** GIVEN PROBLEM **
Copy out the data exactly, leaving the pictures behind.

** SUPPLIED DATA **
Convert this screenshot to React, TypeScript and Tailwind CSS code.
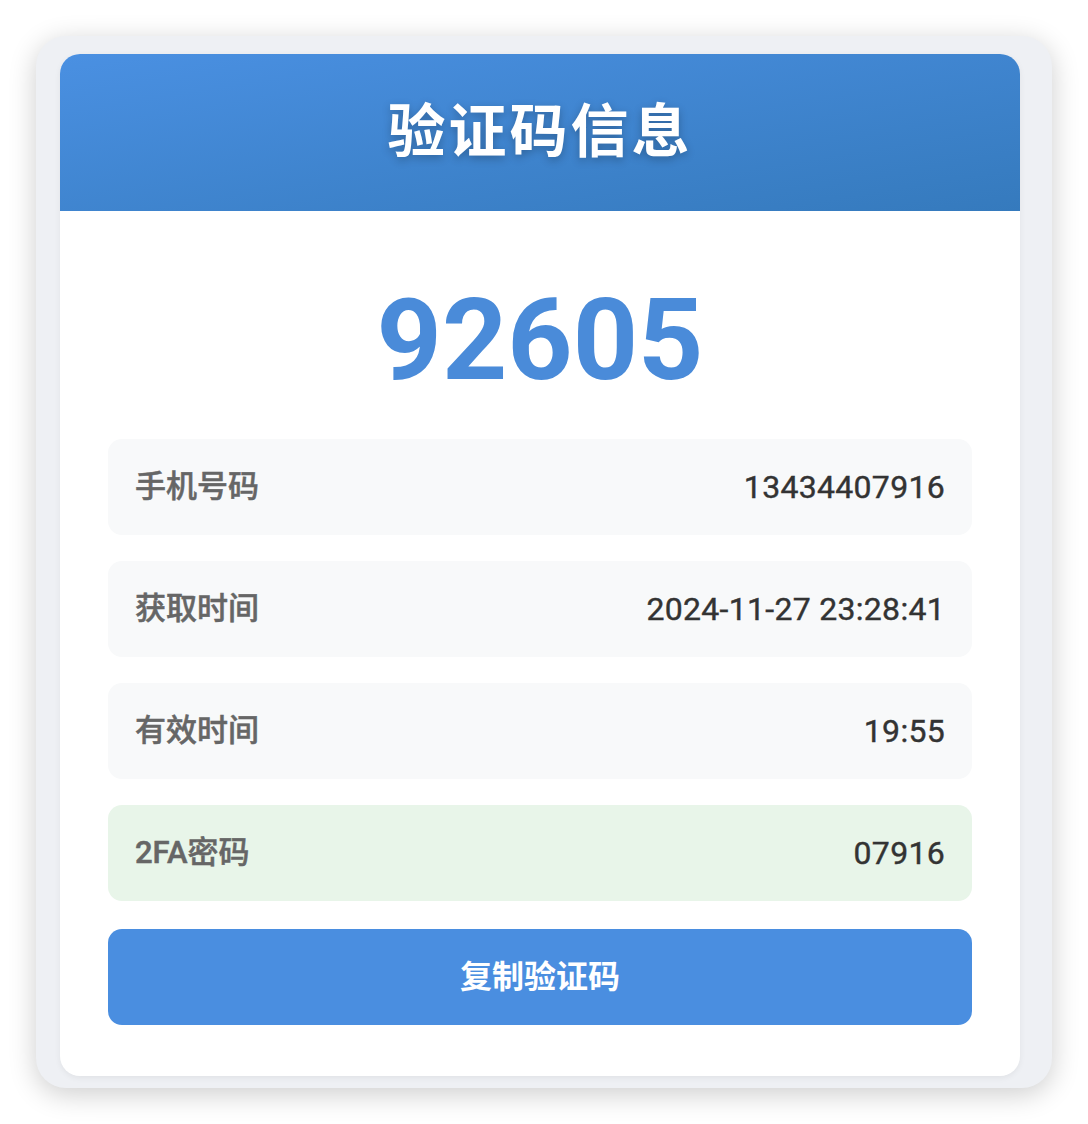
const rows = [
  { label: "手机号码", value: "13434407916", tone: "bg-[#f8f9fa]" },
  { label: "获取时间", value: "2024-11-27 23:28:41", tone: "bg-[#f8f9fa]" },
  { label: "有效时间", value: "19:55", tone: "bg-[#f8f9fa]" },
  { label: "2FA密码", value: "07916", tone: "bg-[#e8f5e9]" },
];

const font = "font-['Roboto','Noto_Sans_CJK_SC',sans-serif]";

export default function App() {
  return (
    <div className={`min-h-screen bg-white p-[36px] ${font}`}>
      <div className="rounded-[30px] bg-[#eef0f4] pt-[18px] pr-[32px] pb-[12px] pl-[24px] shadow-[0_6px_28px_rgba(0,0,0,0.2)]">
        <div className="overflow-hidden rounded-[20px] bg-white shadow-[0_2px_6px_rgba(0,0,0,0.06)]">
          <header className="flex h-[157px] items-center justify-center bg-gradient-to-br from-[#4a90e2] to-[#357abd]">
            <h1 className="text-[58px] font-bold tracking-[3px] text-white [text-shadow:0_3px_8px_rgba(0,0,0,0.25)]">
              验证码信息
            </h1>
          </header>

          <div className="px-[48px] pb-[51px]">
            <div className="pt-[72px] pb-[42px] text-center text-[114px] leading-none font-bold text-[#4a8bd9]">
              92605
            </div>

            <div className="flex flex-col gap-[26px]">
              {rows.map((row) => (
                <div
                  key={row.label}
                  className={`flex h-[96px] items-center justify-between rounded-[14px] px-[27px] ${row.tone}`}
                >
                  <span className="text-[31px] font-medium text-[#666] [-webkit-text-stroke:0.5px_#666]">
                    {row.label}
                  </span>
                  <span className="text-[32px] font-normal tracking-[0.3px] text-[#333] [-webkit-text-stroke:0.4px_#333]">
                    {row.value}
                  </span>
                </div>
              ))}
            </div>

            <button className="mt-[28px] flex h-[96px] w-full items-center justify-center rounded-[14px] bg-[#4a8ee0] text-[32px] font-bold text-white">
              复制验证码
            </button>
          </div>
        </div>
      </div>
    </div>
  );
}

** EXPECTED ANSWER **
Convert this screenshot to React, TypeScript and Tailwind CSS code.
const rows = [
  { label: "手机号码", value: "13434407916", tone: "bg-[#f8f9fa]" },
  { label: "获取时间", value: "2024-11-27 23:28:41", tone: "bg-[#f8f9fa]" },
  { label: "有效时间", value: "19:55", tone: "bg-[#f8f9fa]" },
  { label: "2FA密码", value: "07916", tone: "bg-[#e8f5e9]" },
];

const font = "font-['Roboto','Noto_Sans_CJK_SC',sans-serif]";

export default function App() {
  return (
    <div className={`min-h-screen bg-white p-[36px] ${font}`}>
      <div className="rounded-[30px] bg-[#eef0f4] pt-[18px] pr-[32px] pb-[12px] pl-[24px] shadow-[0_6px_28px_rgba(0,0,0,0.2)]">
        <div className="overflow-hidden rounded-[20px] bg-white shadow-[0_2px_6px_rgba(0,0,0,0.06)]">
          <header className="flex h-[157px] items-center justify-center bg-gradient-to-br from-[#4a90e2] to-[#357abd]">
            <h1 className="text-[58px] font-bold tracking-[3px] text-white [text-shadow:0_3px_8px_rgba(0,0,0,0.25)]">
              验证码信息
            </h1>
          </header>

          <div className="px-[48px] pb-[51px]">
            <div className="pt-[72px] pb-[42px] text-center text-[114px] leading-none font-bold text-[#4a8bd9]">
              92605
            </div>

            <div className="flex flex-col gap-[26px]">
              {rows.map((row) => (
                <div
                  key={row.label}
                  className={`flex h-[96px] items-center justify-between rounded-[14px] px-[27px] ${row.tone}`}
                >
                  <span className="text-[31px] font-medium text-[#666] [-webkit-text-stroke:0.5px_#666]">
                    {row.label}
                  </span>
                  <span className="text-[32px] font-normal tracking-[0.3px] text-[#333] [-webkit-text-stroke:0.4px_#333]">
                    {row.value}
                  </span>
                </div>
              ))}
            </div>

            <button className="mt-[28px] flex h-[96px] w-full items-center justify-center rounded-[14px] bg-[#4a8ee0] text-[32px] font-bold text-white">
              复制验证码
            </button>
          </div>
        </div>
      </div>
    </div>
  );
}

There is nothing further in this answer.